Beyond accuracy, SCDs enable flexibility in reporting. Business users can query data “as-was” or “as-is,” supporting diverse analytical needs. They also help maintain referential integrity between facts and dimensions, preventing orphaned records or inconsistent data.
A Simple Example of SCD Type 2
Imagine a retail data warehouse with a Customer dimension table. A customer, Jane Doe, moves from New York to Chicago. Using SCD Type 2, you’d track this change by adding a new row with updated details and marking the old row as expired.
Here’s how the table might look:
CustomerID | Name | City | StartDate | EndDate | IsCurrent |
---|---|---|---|---|---|
101 | Jane Doe | New York | 2023-01-01 | 2025-06-13 | 0 |
101 | Jane Doe | Chicago | 2025-06-14 | NULL | 1 |
The new row reflects Jane’s current city (Chicago), while the old row preserves her previous city (New York). The StartDate, EndDate, and IsCurrent columns help identify the active record.
-- Create Customer Dimension Table
CREATE TABLE dim_customer (
CustomerKey INT PRIMARY KEY IDENTITY(1,1),
CustomerID INT NOT NULL,
Name VARCHAR(100),
City VARCHAR(50),
StartDate DATE,
EndDate DATE,
IsCurrent BIT
);
-- Insert Initial Record
INSERT INTO dim_customer (CustomerID, Name, City, StartDate, EndDate, IsCurrent)
VALUES (101, 'Jane Doe', 'New York', '2023-01-01', NULL, 1);
-- Update for Address Change (SCD Type 2)
BEGIN TRANSACTION;
-- Mark existing record as expired
UPDATE dim_customer
SET EndDate = '2025-06-13', IsCurrent = 0
WHERE CustomerID = 101 AND IsCurrent = 1;
-- Insert new record
INSERT INTO dim_customer (CustomerID, Name, City, StartDate, EndDate, IsCurrent)
VALUES (101, 'Jane Doe', 'Chicago', '2025-06-14', NULL, 1);
COMMIT;
This SQL code creates a customer dimension table and demonstrates how to handle an address change using SCD Type 2. The transaction ensures atomicity, preventing partial updates.
Benefits of SCDs
Implementing SCDs offers several advantages.

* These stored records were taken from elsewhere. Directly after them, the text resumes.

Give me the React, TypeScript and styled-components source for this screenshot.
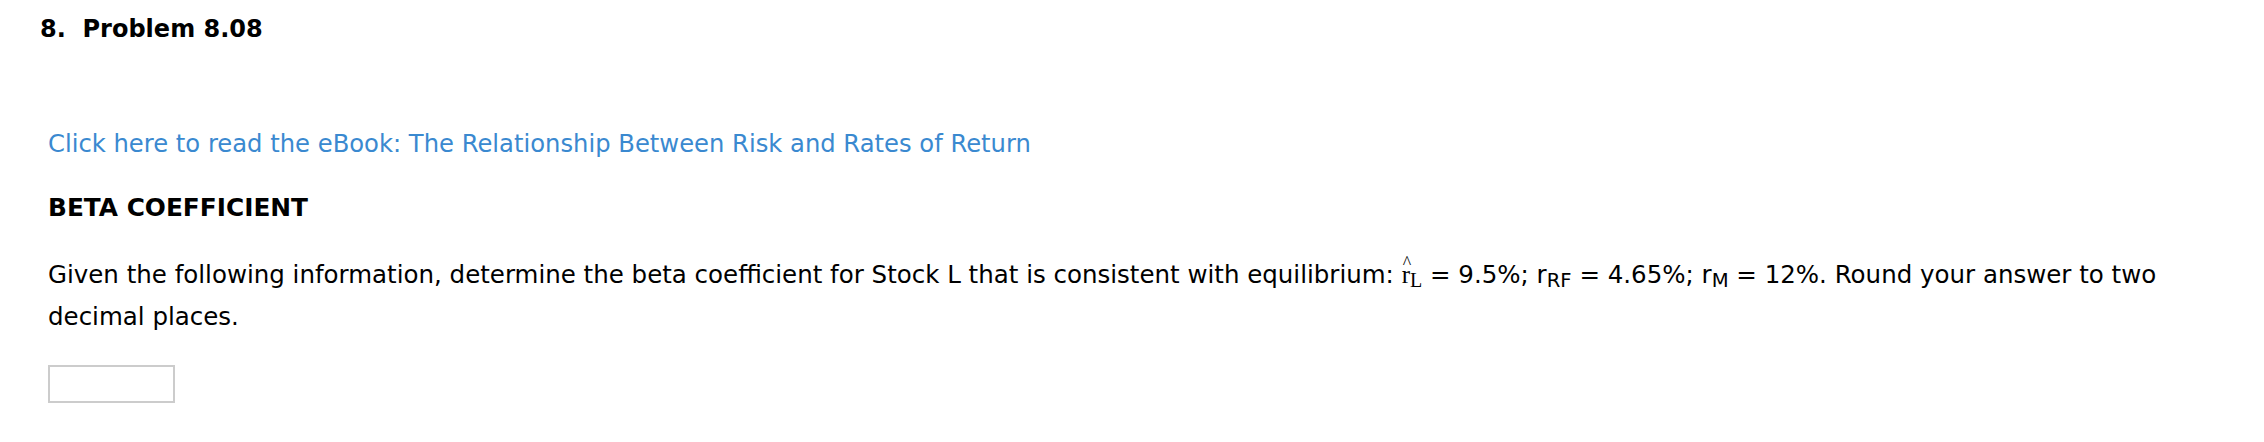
import React from 'react';
import styled, { createGlobalStyle } from 'styled-components';

const GlobalStyle = createGlobalStyle`
  html, body {
    margin: 0;
    padding: 0;
    background: #ffffff;
  }
  body {
    font-family: "DejaVu Sans", Verdana, sans-serif;
    color: #000000;
  }
`;

const Page = styled.div`
  width: 2264px;
  height: 442px;
  box-sizing: border-box;
  padding: 14px 0 0 40px;
`;

const Title = styled.h1`
  margin: 0;
  font-size: 24px;
  font-weight: bold;
  line-height: 30px;
  white-space: pre;
`;

const Body = styled.div`
  padding: 85px 0 0 8px;
  display: flex;
  flex-direction: column;
`;

const BookLink = styled.a`
  color: #3a89d0;
  font-size: 24.25px;
  line-height: 30px;
  text-decoration: none;
`;

const SectionTitle = styled.h2`
  margin: 34px 0 0;
  font-size: 24.8px;
  font-weight: bold;
  line-height: 30px;
`;

const Question = styled.p`
  margin: 31px 0 0;
  max-width: 2150px;
  font-size: 24.5px;
  line-height: 42px;
`;

const Serif = styled.span`
  font-family: "Liberation Serif", "Times New Roman", serif;
  font-size: 25px;
`;

const Hat = styled.span`
  position: relative;
  display: inline-block;
  &::before {
    content: "^";
    position: absolute;
    left: 1px;
    top: -12px;
    font-size: 18px;
  }
`;

const Sub = styled.sub<{ $serif?: boolean }>`
  font-size: 0.8em;
  vertical-align: -4px;
  line-height: 1;
  font-family: ${(p) => (p.$serif ? '"Liberation Serif", serif' : 'inherit')};
`;

const AnswerBox = styled.input`
  margin-top: 27px;
  width: 127px;
  height: 38px;
  box-sizing: border-box;
  border: 2px solid #cccccc;
  background: #ffffff;
  outline: none;
`;

export default function App(): JSX.Element {
  return (
    <Page>
      <GlobalStyle />
      <Title>{'8.  Problem 8.08'}</Title>
      <Body>
        <BookLink href="#">
          Click here to read the eBook: The Relationship Between Risk and Rates of Return
        </BookLink>
        <SectionTitle>BETA COEFFICIENT</SectionTitle>
        <Question>
          Given the following information, determine the beta coefficient for Stock L that is
          consistent with equilibrium:{' '}
          <Serif>
            <Hat>r</Hat>
            <Sub $serif>L</Sub>
          </Serif>{' '}
          = 9.5%; r<Sub>RF</Sub> = 4.65%; r<Sub>M</Sub>
          <span> = 12%. Round your answer to two</span> <span>decimal places.</span>
        </Question>
        <div>
          <AnswerBox type="text" aria-label="answer" />
        </div>
      </Body>
    </Page>
  );
}
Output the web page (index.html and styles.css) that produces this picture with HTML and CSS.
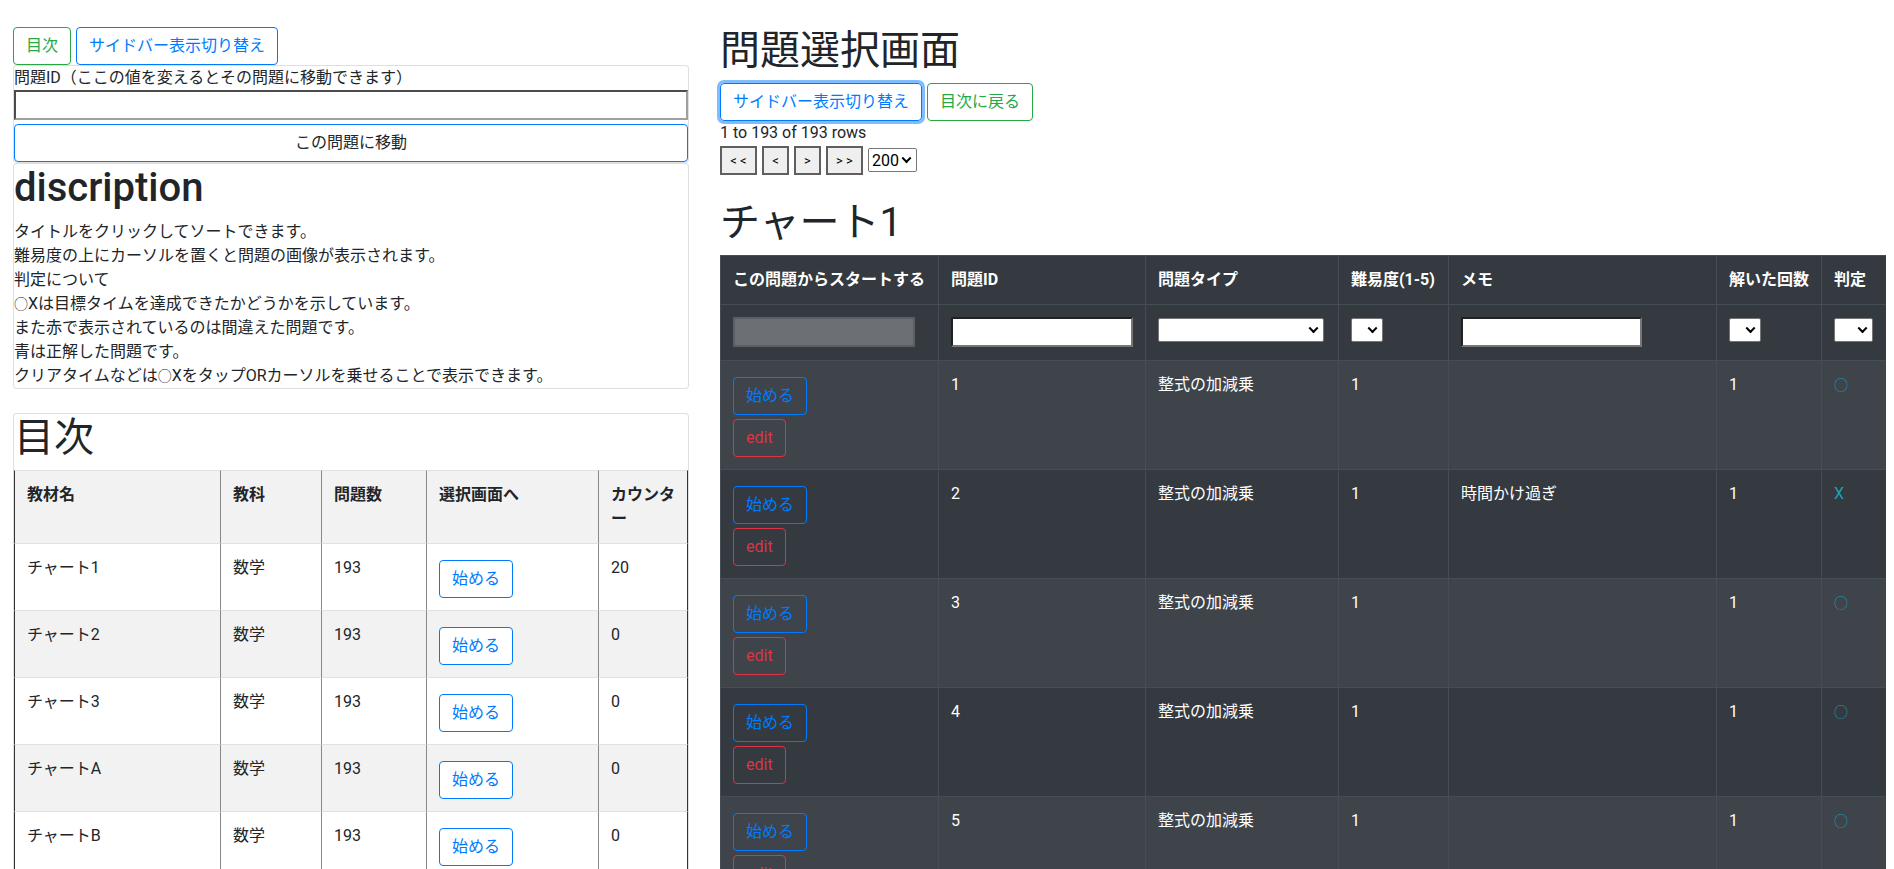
FILE: index.html
```html
<!doctype html>
<html lang="ja">
  <head>
    <meta charset="UTF-8" />
    <title>問題選択画面</title>
    <link rel="stylesheet" href="styles.css">
  </head>
  <body>
    <div class="layout">
      <aside class="sidebar">
        <div class="btn-row">
          <a class="btn btn-outline-success" href="#toc">目次</a>
          <button class="btn btn-outline-primary">サイドバー表示切り替え</button>
        </div>

        <div class="card">
          <label class="jump-label" for="jump-id">問題ID（ここの値を変えるとその問題に移動できます）</label>
          <input class="jump-input" id="jump-id" type="text">
          <button class="btn btn-jump">この問題に移動</button>
        </div>

        <div class="card">
          <h1 class="desc-title">discription</h1>
          <p class="desc">
            タイトルをクリックしてソートできます。<br>
            難易度の上にカーソルを置くと問題の画像が表示されます。<br>
            判定について<br>
            <span class="mark">○</span>Xは目標タイムを達成できたかどうかを示しています。<br>
            また赤で表示されているのは間違えた問題です。<br>
            青は正解した問題です。<br>
            クリアタイムなどは<span class="mark">○</span>XをタップORカーソルを乗せることで表示できます。
          </p>
        </div>

        <div class="card toc-card" id="toc">
          <h1>目次</h1>
          <table class="toc">
            <thead>
              <tr>
                <th class="toc-name">教材名</th>
                <th class="toc-subject">教科</th>
                <th class="toc-count">問題数</th>
                <th class="toc-go">選択画面へ</th>
                <th>カウンター</th>
              </tr>
            </thead>
            <tbody>
              <tr>
                <td>チャート1</td><td>数学</td><td>193</td>
                <td><button class="btn btn-outline-primary btn-cell">始める</button></td>
                <td>20</td>
              </tr>
              <tr>
                <td>チャート2</td><td>数学</td><td>193</td>
                <td><button class="btn btn-outline-primary btn-cell">始める</button></td>
                <td>0</td>
              </tr>
              <tr>
                <td>チャート3</td><td>数学</td><td>193</td>
                <td><button class="btn btn-outline-primary btn-cell">始める</button></td>
                <td>0</td>
              </tr>
              <tr>
                <td>チャートA</td><td>数学</td><td>193</td>
                <td><button class="btn btn-outline-primary btn-cell">始める</button></td>
                <td>0</td>
              </tr>
              <tr>
                <td>チャートB</td><td>数学</td><td>193</td>
                <td><button class="btn btn-outline-primary btn-cell">始める</button></td>
                <td>0</td>
              </tr>
            </tbody>
          </table>
        </div>
      </aside>

      <main class="main">
        <h1>問題選択画面</h1>
        <div class="btn-row">
          <button class="btn btn-outline-primary btn-focus">サイドバー表示切り替え</button>
          <a class="btn btn-outline-success" href="#toc">目次に戻る</a>
        </div>
        <div class="rows-info">1 to 193 of 193 rows</div>
        <div class="pager">
          <button class="pager-btn pager-wide">&lt; &lt;</button>
          <button class="pager-btn">&lt;</button>
          <button class="pager-btn">&gt;</button>
          <button class="pager-btn pager-wide">&gt; &gt;</button>
          <span class="select-wrap">
            <select class="pager-size">
              <option>200</option>
            </select>
          </span>
        </div>

        <h1 class="chart-title">チャート1</h1>
        <table class="problems">
          <thead>
            <tr>
              <th class="col-start">この問題からスタートする</th>
              <th class="col-id">問題ID</th>
              <th class="col-type">問題タイプ</th>
              <th class="col-level">難易度(1-5)</th>
              <th class="col-memo">メモ</th>
              <th class="col-solved">解いた回数</th>
              <th class="col-judge">判定</th>
            </tr>
            <tr class="filters">
              <th><input class="filter-disabled" type="text" disabled></th>
              <th><input class="filter-text" type="text"></th>
              <th><span class="select-wrap"><select class="filter-select select-type"><option></option></select></span></th>
              <th><span class="select-wrap"><select class="filter-select select-small"><option></option></select></span></th>
              <th><input class="filter-text filter-memo" type="text"></th>
              <th><span class="select-wrap"><select class="filter-select select-small"><option></option></select></span></th>
              <th><span class="select-wrap"><select class="filter-select select-judge"><option></option></select></span></th>
            </tr>
          </thead>
          <tbody>
            <tr>
              <td><div class="actions"><button class="btn btn-outline-primary">始める</button><button class="btn btn-outline-danger">edit</button></div></td>
              <td>1</td><td>整式の加減乗</td><td>1</td><td></td><td>1</td>
              <td><span class="judge mark">○</span></td>
            </tr>
            <tr>
              <td><div class="actions"><button class="btn btn-outline-primary">始める</button><button class="btn btn-outline-danger">edit</button></div></td>
              <td>2</td><td>整式の加減乗</td><td>1</td><td>時間かけ過ぎ</td><td>1</td>
              <td><span class="judge">X</span></td>
            </tr>
            <tr>
              <td><div class="actions"><button class="btn btn-outline-primary">始める</button><button class="btn btn-outline-danger">edit</button></div></td>
              <td>3</td><td>整式の加減乗</td><td>1</td><td></td><td>1</td>
              <td><span class="judge mark">○</span></td>
            </tr>
            <tr>
              <td><div class="actions"><button class="btn btn-outline-primary">始める</button><button class="btn btn-outline-danger">edit</button></div></td>
              <td>4</td><td>整式の加減乗</td><td>1</td><td></td><td>1</td>
              <td><span class="judge mark">○</span></td>
            </tr>
            <tr>
              <td><div class="actions"><button class="btn btn-outline-primary">始める</button><button class="btn btn-outline-danger">edit</button></div></td>
              <td>5</td><td>整式の加減乗</td><td>1</td><td></td><td>1</td>
              <td><span class="judge mark">○</span></td>
            </tr>
          </tbody>
        </table>
      </main>
    </div>
  </body>
</html>
```

FILE: styles.css
```css
* {
  box-sizing: border-box;
}

body {
  margin: 0;
  font-family: Roboto, "Noto Sans CJK JP", sans-serif;
  font-size: 16px;
  line-height: 1.5;
  color: #212529;
  background: #fff;
}

h1 {
  margin: 0 0 8px;
  font-size: 40px;
  line-height: 1.2;
  font-weight: 400;
}

.desc-title {
  font-weight: 500;
}

.layout {
  display: grid;
  grid-template-columns: 676px 1166px;
  column-gap: 31px;
  align-items: start;
  padding: 27px 8px 0 13px;
}

/* buttons */
.btn {
  display: inline-block;
  padding: 6px 12px;
  font-family: inherit;
  font-size: 16px;
  line-height: 24px;
  border: 1px solid transparent;
  border-radius: 4px;
  background: transparent;
  text-decoration: none;
  cursor: pointer;
}

.btn-outline-primary {
  color: #007bff;
  border-color: #007bff;
}

.btn-outline-success {
  color: #28a745;
  border-color: #28a745;
}

.btn-outline-danger {
  color: #dc3545;
  border-color: #dc3545;
}

.btn-focus {
  box-shadow: 0 0 0 3px rgba(0, 123, 255, 0.5);
}

.btn-row {
  display: flex;
  gap: 5px;
}

/* sidebar */
.card {
  border: 1px solid rgba(0, 0, 0, 0.125);
  border-radius: 4px;
  background: #fff;
}

.jump-label {
  display: block;
}

.jump-input {
  display: block;
  width: 100%;
  height: 30px;
  border: 2px inset #a0a0a0;
  font: inherit;
}

.btn-jump {
  display: block;
  width: 100%;
  margin-top: 4px;
  color: #212529;
  background: #fff;
  border-color: #007bff;
}

.desc {
  margin: 0;
}

/* ○ mark, kept about the size of the X beside it */
.mark {
  font-family: "Noto Sans CJK JP", sans-serif;
  font-size: 14px;
  font-weight: 300;
}

.toc-card {
  margin-top: 24px;
}

.toc {
  width: 100%;
  border-collapse: separate;
  border-spacing: 0;
  table-layout: fixed;
}

.toc th,
.toc td {
  padding: 12px;
  text-align: left;
  vertical-align: top;
  border-top: 1px solid #dee2e6;
  border-left: 1px solid #888;
}

.toc th:first-child,
.toc td:first-child {
  border-left-color: #333;
}

.toc th:last-child,
.toc td:last-child {
  border-right: 1px solid #333;
}

.toc thead th {
  background: #f2f2f2;
  font-weight: 700;
}

.toc tbody tr:nth-child(even) {
  background: #f2f2f2;
}

.toc-name {
  width: 206px;
}

.toc-subject {
  width: 101px;
}

.toc-count {
  width: 105px;
}

.toc-go {
  width: 172px;
}

.btn-cell {
  margin-top: 4px;
  background: #fff;
}

/* main */
.rows-info {
  line-height: 24px;
}

.pager {
  display: flex;
  align-items: center;
  gap: 5px;
  height: 30px;
}

.pager-btn {
  width: 27px;
  height: 29px;
  padding: 0;
  font-family: inherit;
  font-size: 13px;
  color: #000;
  background: #efefef;
  border: 2px solid #5f5f5f;
  border-radius: 0;
  white-space: nowrap;
}

.pager-wide {
  width: 37px;
}

/* native arrow replaced so the value is not clipped */
.select-wrap {
  position: relative;
  display: block;
}

.select-wrap::after {
  content: "";
  position: absolute;
  top: 50%;
  right: 7px;
  width: 5px;
  height: 5px;
  border-right: 2px solid #000;
  border-bottom: 2px solid #000;
  transform: translateY(-75%) rotate(45deg);
  pointer-events: none;
}

.pager-size {
  display: block;
  width: 49px;
  height: 24px;
  padding: 0 0 0 3px;
  font-family: inherit;
  font-size: 16px;
  color: #000;
  background: #fff;
  border: 1px solid #767676;
  border-radius: 2px;
  appearance: none;
}

.chart-title {
  margin-top: 24px;
}

.problems {
  width: 1166px;
  border-collapse: separate;
  border-spacing: 0;
  table-layout: fixed;
  color: #fff;
  background: #343a40;
}

.problems th,
.problems td {
  padding: 12px;
  text-align: left;
  vertical-align: top;
  border-top: 1px solid #454d55;
  border-left: 1px solid #454d55;
}

.problems thead th {
  font-weight: 700;
}

.problems tbody tr:nth-child(odd) {
  background: #3e444a;
}

.filters th {
  padding-bottom: 13px;
}

.filters .select-wrap {
  display: inline-block;
}

.col-start {
  width: 218px;
}

.col-id {
  width: 207px;
}

.col-type {
  width: 193px;
}

.col-level {
  width: 110px;
}

.col-memo {
  width: 268px;
}

.col-solved {
  width: 105px;
}

.filter-disabled,
.filter-text {
  display: block;
  width: 182px;
  height: 30px;
  font: inherit;
}

.filter-disabled {
  background: #6c7074;
  border: 2px solid #5b5f63;
}

.filter-text {
  background: #fff;
  border: 2px inset #767676;
}

.filter-memo {
  width: 181px;
}

.filter-select {
  display: block;
  height: 24px;
  font-size: 13px;
  background: #fff;
  border: 1px solid #767676;
  border-radius: 2px;
  appearance: none;
}

.select-type {
  width: 166px;
}

.select-small {
  width: 32px;
}

.select-judge {
  width: 39px;
}

.actions {
  display: flex;
  flex-direction: column;
  align-items: flex-start;
  gap: 4px;
  padding-top: 4px;
}

.judge {
  color: #17a2b8;
}
```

First, they provide a robust framework for historical data tracking, enabling accurate trend analysis and compliance with regulatory requirements. Second, SCDs enhance data consistency by aligning dimensions with fact tables, reducing errors in joins or aggregations. Third, they support flexible reporting, allowing users to slice data by historical or current states.
From a technical perspective, SCDs optimize storage when designed thoughtfully. For example, Type 1 minimizes storage needs, while Type 2 balances history with performance. Additionally, SCDs integrate seamlessly with ETL (Extract, Transform, Load) processes, making them practical for real-world deployments.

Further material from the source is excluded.